As a four-engine aircraft, the 747-400's fate is especially tied to fuel costs; many airlines prefer the twin-engine Airbus A330-300 as an alternative, and Boeing's 787 also could push some of them out early. In van Leeuwen's figures for valuation of 10-year-old aircraft, some of the steepest declines in the past year show up for -400s, with a drop that exceeds 20%.
Airbus A340-300: This four-engine aircraft, powered by CFM56-5C4/Ps, shows up with the biggest market value decline in the past year at 10 years of age in van Leeuwen's numbers—more than 30%.
A few years ago, Geach says, the A340-300 could be sold in the high $20 million or low $30 million range. But in addition to the four-engine handicap, values began to tumble after late 2011 when Airbus announced the end of its production. With carriers such as Lufthansa and Swiss International Air Lines expected to retire them in considerable quantities in coming years, the selling price is expected to drop below $10 million, he says.
Bombardier CRJ100/200s and ERJ 135/145: It is no secret that the smaller regional jets, and the 50-seaters in particular, have fallen far out of favor in the U.S. because fuel costs have made them uneconomical on many routes. That is already showing up in higher retirement rates at young ages for the CRJs, and in valuations for the ERJs.

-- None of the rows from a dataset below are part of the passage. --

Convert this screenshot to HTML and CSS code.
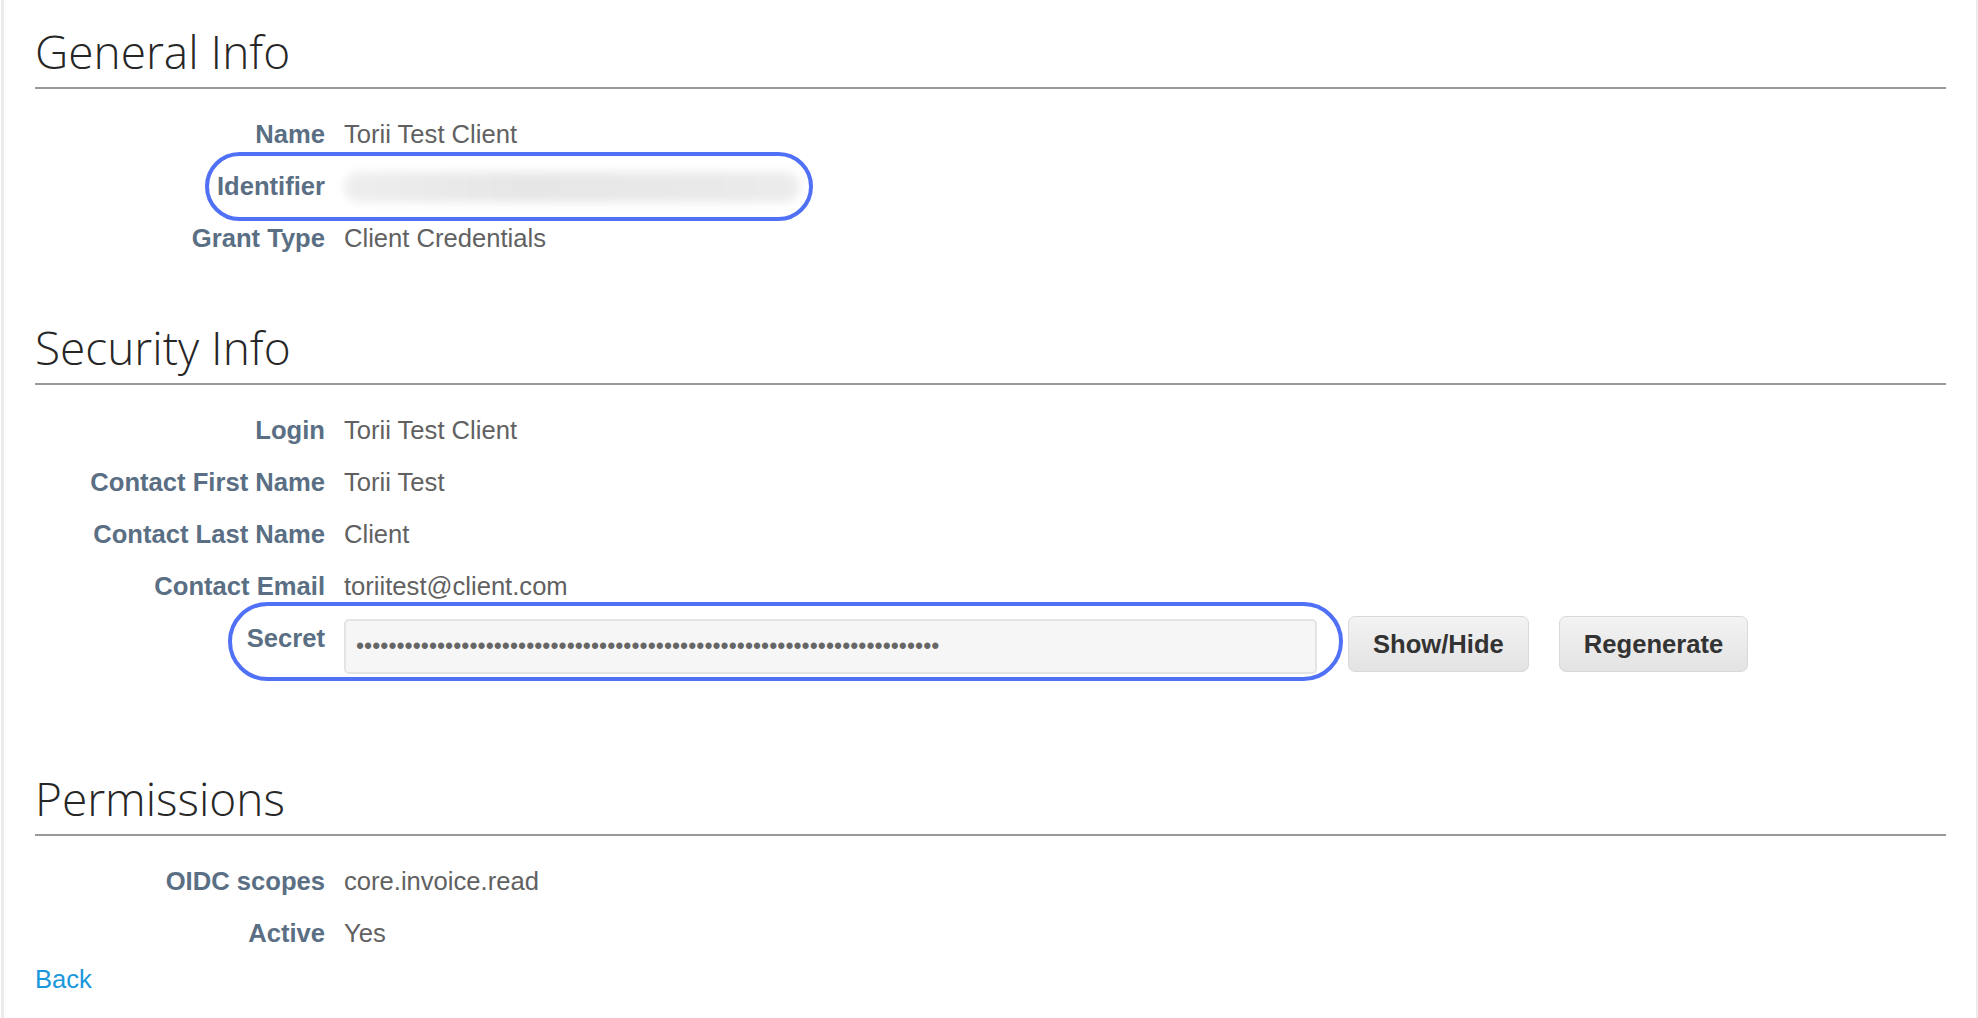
FILE: index.html
```html
<!DOCTYPE html>
<html lang="en">
<head>
<meta charset="utf-8">
<title>Torii Test Client</title>
<link rel="stylesheet" href="styles.css">
</head>
<body>
<div class="page">
  <section class="section section-general">
    <h2 class="section-title">General Info</h2>
    <div class="fields">
      <div class="field"><span class="label">Name</span><span class="value">Torii Test Client</span></div>
      <div class="field"><span class="label">Identifier</span><span class="value"><span class="redacted"></span></span><span class="mark mark-identifier"></span></div>
      <div class="field"><span class="label">Grant Type</span><span class="value">Client Credentials</span></div>
    </div>
  </section>

  <section class="section section-security">
    <h2 class="section-title">Security Info</h2>
    <div class="fields">
      <div class="field"><span class="label">Login</span><span class="value">Torii Test Client</span></div>
      <div class="field"><span class="label">Contact First Name</span><span class="value">Torii Test</span></div>
      <div class="field"><span class="label">Contact Last Name</span><span class="value">Client</span></div>
      <div class="field"><span class="label">Contact Email</span><span class="value">toriitest@client.com</span></div>
      <div class="field field-secret">
        <span class="label">Secret</span>
        <div class="secret-controls">
          <div class="secret-input">••••••••••••••••••••••••••••••••••••••••••••••••••••••••••••••••••••••••</div>
          <button class="btn" type="button">Show/Hide</button>
          <button class="btn" type="button">Regenerate</button>
        </div>
        <span class="mark mark-secret"></span>
      </div>
    </div>
  </section>

  <section class="section section-permissions">
    <h2 class="section-title">Permissions</h2>
    <div class="fields">
      <div class="field"><span class="label">OIDC scopes</span><span class="value">core.invoice.read</span></div>
      <div class="field"><span class="label">Active</span><span class="value">Yes</span></div>
    </div>
  </section>

  <a class="back" href="#">Back</a>
</div>
</body>
</html>
```

FILE: styles.css
```css
html, body {
  margin: 0;
  padding: 0;
  background: #ffffff;
}

body {
  font-family: "Liberation Sans", Arial, sans-serif;
  font-size: 25.6px;
  color: #616161;
}

.page {
  min-height: 1018px;
  box-sizing: border-box;
  margin: 0 0 0 1px;
  border-left: 3px solid #ebebeb;
  border-right: 2px solid #ebebeb;
  padding: 20px 30px 0 31px;
}

.section-security {
  margin-top: 52px;
}

.section-permissions {
  margin-top: 93px;
}

.section-title {
  margin: 0;
  font-family: "Open Sans", "Noto Sans", sans-serif;
  font-weight: 300;
  font-size: 46px;
  line-height: 56px;
  color: #262626;
  padding-top: 3px;
  padding-bottom: 8px;
  border-bottom: 2px solid #999999;
}

.fields {
  padding-top: 19px;
}

.field {
  position: relative;
  display: grid;
  grid-template-columns: 290px 1fr;
  column-gap: 19px;
  line-height: 52px;
}

.label {
  text-align: right;
  font-weight: bold;
  color: #5a6f84;
}

.value {
  color: #616161;
  white-space: nowrap;
}

.redacted {
  display: inline-block;
  vertical-align: middle;
  width: 456px;
  height: 30px;
  margin-top: -2px;
  border-radius: 15px;
  background: linear-gradient(90deg, #eeeeee 0%, #e6e6e6 40%, #e9e9e9 80%, #ececec 100%);
  filter: blur(5px);
}

.secret-controls {
  display: flex;
  align-items: flex-start;
}

.secret-input {
  box-sizing: border-box;
  width: 973px;
  height: 55px;
  margin-top: 7px;
  padding: 0 0 0 10px;
  border: 2px solid #e4e4e4;
  border-radius: 5px;
  background: #f6f6f6;
  color: #666666;
  font-size: 23px;
  letter-spacing: 0.05px;
  line-height: 50px;
  white-space: nowrap;
  overflow: hidden;
}

.btn {
  box-sizing: border-box;
  height: 56px;
  margin-top: 4px;
  margin-left: 31px;
  padding: 0 24px;
  border: 1px solid #d9d9d9;
  border-radius: 7px;
  background: linear-gradient(#f3f3f3, #e3e3e3);
  color: #333333;
  font-family: "Liberation Sans", Arial, sans-serif;
  font-weight: bold;
  font-size: 25.6px;
  line-height: 54px;
}

.btn + .btn {
  margin-left: 30px;
}

.mark {
  position: absolute;
  box-sizing: border-box;
  border: 4px solid #5070f5;
  pointer-events: none;
}

.mark-identifier {
  left: 170px;
  top: -8px;
  width: 608px;
  height: 69px;
  border-radius: 35px;
}

.mark-secret {
  left: 193px;
  top: -10px;
  width: 1115px;
  height: 79px;
  border-radius: 40px;
}

.back {
  display: block;
  width: max-content;
  line-height: 40px;
  color: #1a98dc;
  text-decoration: none;
}
```
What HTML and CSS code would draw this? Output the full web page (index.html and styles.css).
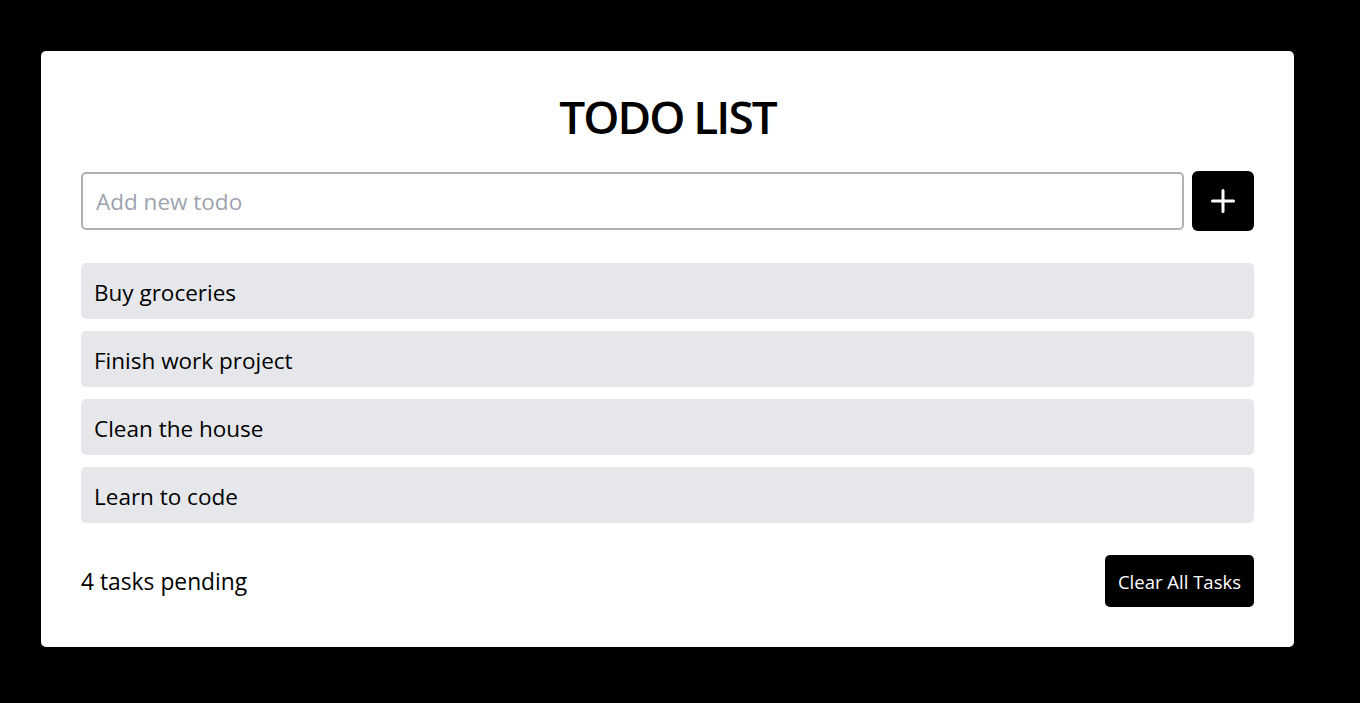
FILE: index.html
```html
<!DOCTYPE html>
<html lang="en">
<head>
<meta charset="utf-8">
<title>Todo List</title>
<link rel="stylesheet" href="styles.css">
</head>
<body>
<main class="card">
  <h1 class="title">TODO LIST</h1>
  <form class="add-row">
    <input class="add-input" type="text" placeholder="Add new todo">
    <button class="add-btn" type="button" aria-label="Add">
      <svg width="24" height="24" viewBox="0 0 24 24"><path d="M12 1.5v21M1.5 12h21" stroke="#fff" stroke-width="3" stroke-linecap="round" fill="none"/></svg>
    </button>
  </form>
  <ul class="todo-list">
    <li class="todo-item">Buy groceries</li>
    <li class="todo-item">Finish work project</li>
    <li class="todo-item">Clean the house</li>
    <li class="todo-item">Learn to code</li>
  </ul>
  <footer class="footer">
    <span class="pending">4 tasks pending</span>
    <button class="clear-btn" type="button">Clear All Tasks</button>
  </footer>
</main>
</body>
</html>
```

FILE: styles.css
```css
* { box-sizing: border-box; }
html, body { margin: 0; padding: 0; }
body {
  background: #000;
  font-family: "Open Sans", "Noto Sans", sans-serif;
  color: #000;
  height: 703px;
  overflow: hidden;
}
.card {
  width: 1253px;
  margin: 51px 0 0 41px;
  background: #fff;
  border-radius: 5px;
  padding: 40px;
}
.title {
  margin: 0 0 30px;
  text-align: center;
  font-size: 46px;
  font-weight: 600;
  line-height: 50px;
  letter-spacing: -2px;
}
.add-row {
  display: flex;
  gap: 8px;
  align-items: center;
  margin: 0 0 32px;
}
.add-input {
  flex: 1;
  height: 58px;
  border: 2px solid #b0b0b0;
  border-radius: 5px;
  padding: 0 13px;
  font-family: inherit;
  font-size: 22.5px;
  outline: none;
}
.add-input::placeholder { color: #9ca3af; }
.add-btn {
  width: 62px;
  height: 60px;
  border: none;
  border-radius: 6px;
  background: #000;
  display: flex;
  align-items: center;
  justify-content: center;
  padding: 0;
}
.todo-list {
  list-style: none;
  margin: 0;
  padding: 0;
  display: flex;
  flex-direction: column;
  gap: 12px;
}
.todo-item {
  height: 56px;
  background: #e5e7eb;
  border-radius: 5px;
  padding: 2px 13px 0;
  display: flex;
  align-items: center;
  font-size: 22.5px;
}
.footer {
  margin-top: 32px;
  display: flex;
  justify-content: space-between;
  align-items: center;
}
.pending { font-size: 22.8px; }
.clear-btn {
  height: 52px;
  padding: 0 13px;
  border: none;
  border-radius: 5px;
  background: #000;
  color: #fff;
  font-family: inherit;
  font-size: 18.5px;
}
```
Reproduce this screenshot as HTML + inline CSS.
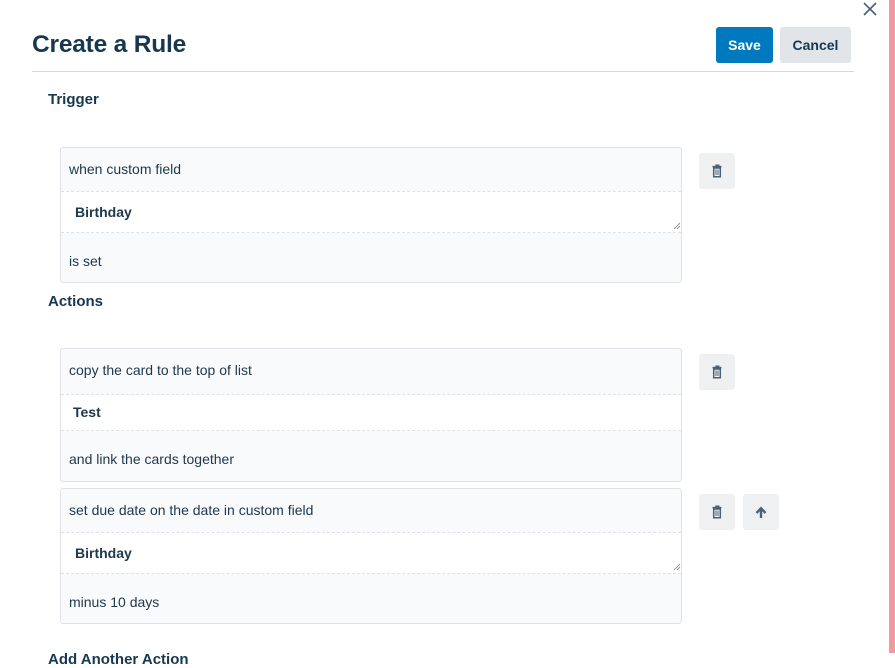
<!DOCTYPE html>
<html><head><style>
*{margin:0;padding:0;box-sizing:border-box}
body{width:895px;height:653px;overflow:hidden;background:#fff;font-family:"Liberation Sans",Arial,sans-serif;color:#21394d;position:relative}
.a{position:absolute}
h1{position:absolute;left:32px;top:31px;font-size:24.5px;font-weight:bold;color:#17384f;letter-spacing:-0.2px}
h2{position:absolute;font-size:15px;font-weight:bold;color:#17384f}
.btn{position:absolute;border-radius:3px;font-size:14px;font-weight:bold;text-align:center;line-height:36px}
.box{position:absolute;left:60px;width:622px;border:1px solid #dfe1e6;border-radius:3px;background:#f9fafc;overflow:hidden}
.row{position:absolute;left:0;right:0;font-size:14px;padding-left:8px}
.mid{background:#fff;border-top:1px dashed #dfe1e6;border-bottom:1px dashed #dfe1e6;font-weight:bold;padding-left:14px}
.ib{position:absolute;width:36px;height:36px;background:#eff0f2;border-radius:3px}
.ib svg{position:absolute;left:11px;top:11px}
</style></head><body>
<div class="a" style="left:889px;top:0;width:6px;height:653px;background:#ef9aa0"></div>
<svg class="a" style="left:862px;top:1px" width="16" height="16" viewBox="0 0 16 16"><path d="M2 2L14 14M14 2L2 14" stroke="#505f79" stroke-width="1.6"/></svg>
<h1>Create a Rule</h1>
<div class="btn" style="left:716px;top:27px;width:57px;background:#0079bf;color:#fff">Save</div>
<div class="btn" style="left:780px;top:27px;width:71px;background:#e1e4e8;color:#17384f">Cancel</div>
<div class="a" style="left:32px;top:71px;width:822px;height:1px;background:#d6d8dc"></div>
<h2 style="left:48px;top:91px">Trigger</h2>
<div class="box" style="top:147px;height:136px">
<div class="row" style="top:0;height:43px;line-height:43px">when custom field</div>
<div class="row mid" style="top:43px;height:42px;line-height:40px">Birthday</div>
<div class="row" style="top:85px;height:50px;line-height:56px">is set</div>
</div>
<h2 style="left:48px;top:293px">Actions</h2>
<div class="box" style="top:348px;height:134px">
<div class="row" style="top:0;height:45px;line-height:43px">copy the card to the top of list</div>
<div class="row mid" style="top:45px;height:37px;line-height:35px;padding-left:12px">Test</div>
<div class="row" style="top:82px;height:51px;line-height:57px">and link the cards together</div>
</div>
<div class="box" style="top:488px;height:136px">
<div class="row" style="top:0;height:43px;line-height:43px">set due date on the date in custom field</div>
<div class="row mid" style="top:43px;height:42px;line-height:40px">Birthday</div>
<div class="row" style="top:85px;height:50px;line-height:57px">minus 10 days</div>
</div>
<svg class="a" style="left:673px;top:222px" width="8" height="8"><path d="M1 7L7 1M4 7L7 4" stroke="#777" stroke-width="0.8"/></svg>
<svg class="a" style="left:673px;top:563px" width="8" height="8"><path d="M1 7L7 1M4 7L7 4" stroke="#777" stroke-width="0.8"/></svg>
<div class="ib" style="left:699px;top:153px"><svg width="14" height="14" viewBox="0 0 14 14"><path d="M2.5 2.6h9M5.3 1.3h3.4v1.3M3.7 4h6.6v8.7H3.7z" fill="none" stroke="#4c6173" stroke-width="1.5"/><path d="M6 5.5v5.5M8 5.5v5.5" stroke="#4c6173" stroke-width="1"/></svg></div>
<div class="ib" style="left:699px;top:354px"><svg width="14" height="14" viewBox="0 0 14 14"><path d="M2.5 2.6h9M5.3 1.3h3.4v1.3M3.7 4h6.6v8.7H3.7z" fill="none" stroke="#4c6173" stroke-width="1.5"/><path d="M6 5.5v5.5M8 5.5v5.5" stroke="#4c6173" stroke-width="1"/></svg></div>
<div class="ib" style="left:699px;top:494px"><svg width="14" height="14" viewBox="0 0 14 14"><path d="M2.5 2.6h9M5.3 1.3h3.4v1.3M3.7 4h6.6v8.7H3.7z" fill="none" stroke="#4c6173" stroke-width="1.5"/><path d="M6 5.5v5.5M8 5.5v5.5" stroke="#4c6173" stroke-width="1"/></svg></div>
<div class="ib" style="left:743px;top:494px"><svg width="14" height="14" viewBox="0 0 14 14"><path d="M7 13V4M2.5 8L7 3.2L11.5 8" fill="none" stroke="#4c6173" stroke-width="2.4"/></svg></div>
<h2 style="left:48px;top:651px">Add Another Action</h2>
</body></html>
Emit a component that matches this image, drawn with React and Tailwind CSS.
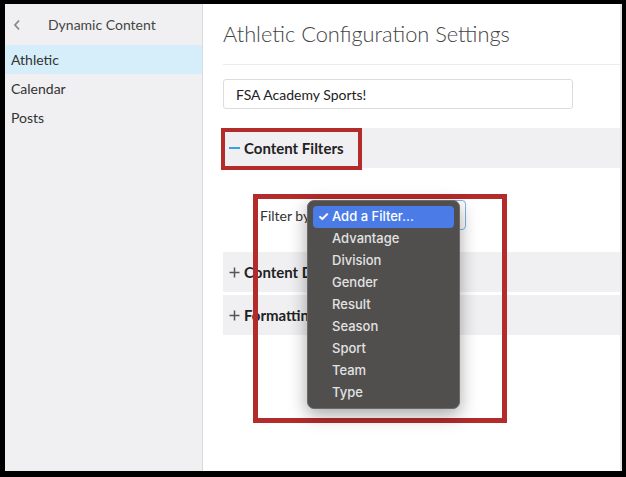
import React from 'react';

const filters = ['Advantage', 'Division', 'Gender', 'Result', 'Season', 'Sport', 'Team', 'Type'];

function Sidebar() {
  return (
    <aside className="w-[198px] shrink-0 bg-[#f0f0f2] border-r border-[#d9d9de] text-[14px] text-[#333]">
      <div className="h-[41px] flex items-center relative">
        <svg className="absolute left-[8px] top-[15px]" width="8" height="12" viewBox="0 0 8 12">
          <path d="M6 1.5 L2 6 L6 10.5" fill="none" stroke="#888" strokeWidth="1.8" />
        </svg>
        <span className="pl-[43px] text-[#444]">Dynamic Content</span>
      </div>
      <nav>
        <div className="h-[29px] flex items-center pl-[6px] bg-[#d6eefa]">Athletic</div>
        <div className="h-[29px] flex items-center pl-[6px]">Calendar</div>
        <div className="h-[29px] flex items-center pl-[6px]">Posts</div>
      </nav>
    </aside>
  );
}

function SectionBar({ open, title }) {
  return (
    <div className="h-[40px] bg-[#f0f0f2] flex items-center pl-[6px] gap-[4px] text-[15px] font-bold text-[#222]">
      {open ? (
        <span className="w-[11px] h-[2px] bg-[#3aa0e0]"></span>
      ) : (
        <svg width="11" height="11" viewBox="0 0 11 11">
          <path d="M5.5 0.5 V10.5 M0.5 5.5 H10.5" stroke="#555" strokeWidth="1.5" />
        </svg>
      )}
      <span>{title}</span>
    </div>
  );
}

export default function App() {
  return (
    <div
      className="w-[626px] h-[477px] bg-black pt-[4px] pl-[5px] pr-[4px] pb-[6px]"
      style={{ fontFamily: 'Lato, "Open Sans", sans-serif' }}
    >
      <div className="flex h-full">
        <Sidebar />
        <main className="flex-1 bg-white pl-[20px] border-r-2 border-[#e6e6e6] relative">
          <div className="h-[61px] flex items-center border-b border-[#ececef] text-[21.8px] font-light text-[#444]">
            Athletic Configuration Settings
          </div>
          <div className="mt-[14px] w-[350px] h-[30px] border border-[#dcdcdc] rounded-[3px] flex items-center pl-[12px] text-[14px] text-[#222]">
            FSA Academy Sports!
          </div>

          <div className="mt-[19px]">
            <SectionBar open title="Content Filters" />
          </div>

          <div className="h-[84px] flex items-center pl-[37px] pt-[10px] gap-[4px] text-[14px] text-[#333]">
            <span>Filter by</span>
            <div className="w-[152px] h-[30px] border border-[#7fb3e6] rounded-[4px]"></div>
          </div>

          <div className="flex flex-col gap-[3px]">
            <SectionBar title="Content Display" />
            <SectionBar title="Formatting Options" />
          </div>

          {/* annotation boxes */}
          <div className="absolute left-[18px] top-[124px] w-[141px] h-[42px] border-4 border-[#b32b2b]"></div>
          <div className="absolute left-[50px] top-[190px] w-[254px] h-[229px] border-[5px] border-[#b32b2b]"></div>

          {/* open select menu */}
          <div
            className="absolute left-[104px] top-[196px] w-[153px] h-[209px] bg-[#504f4e] rounded-[7px] border border-[#6a6a6a] shadow-[0_6px_18px_rgba(0,0,0,0.35)] px-[5px] pt-[5px] text-[13px] font-medium text-[#e2e2e2]"
            style={{ fontFamily: 'Inter, "Open Sans", sans-serif' }}
          >
            <div className="h-[22px] bg-[#4a7be6] rounded-[4px] flex items-center text-white">
              <span className="w-[19px] text-right pr-[3px] font-bold">✓</span>
              <span>Add a Filter...</span>
            </div>
            {filters.map((f) => (
              <div key={f} className="h-[22px] flex items-center pl-[19px]">
                {f}
              </div>
            ))}
          </div>
        </main>
      </div>
    </div>
  );
}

The ERJ retirements are just beginning, but could be exacerbated because Rolls-Royce exercises more control over the secondhand market for its engines than General Electric, which powers the CRJs with CF34-3As and -3Bs. Rolls selectively licenses its engine overhaul work and restricts an overhaul company's choice of parts suppliers, which can make engine maintenance more expensive for potential ERJ leasers or acquirers. Rolls, in response, says its TotalCare agreements provide predictability in costs and on-wing performance for the AE 3007 turbofans.
What does the future hold for retirements? AWIN's forecast sees a handful of aircraft models retiring in significant numbers at average ages under 25 over the next five years, including the small regional jets, the A340-200/-300, A320 and 747-400.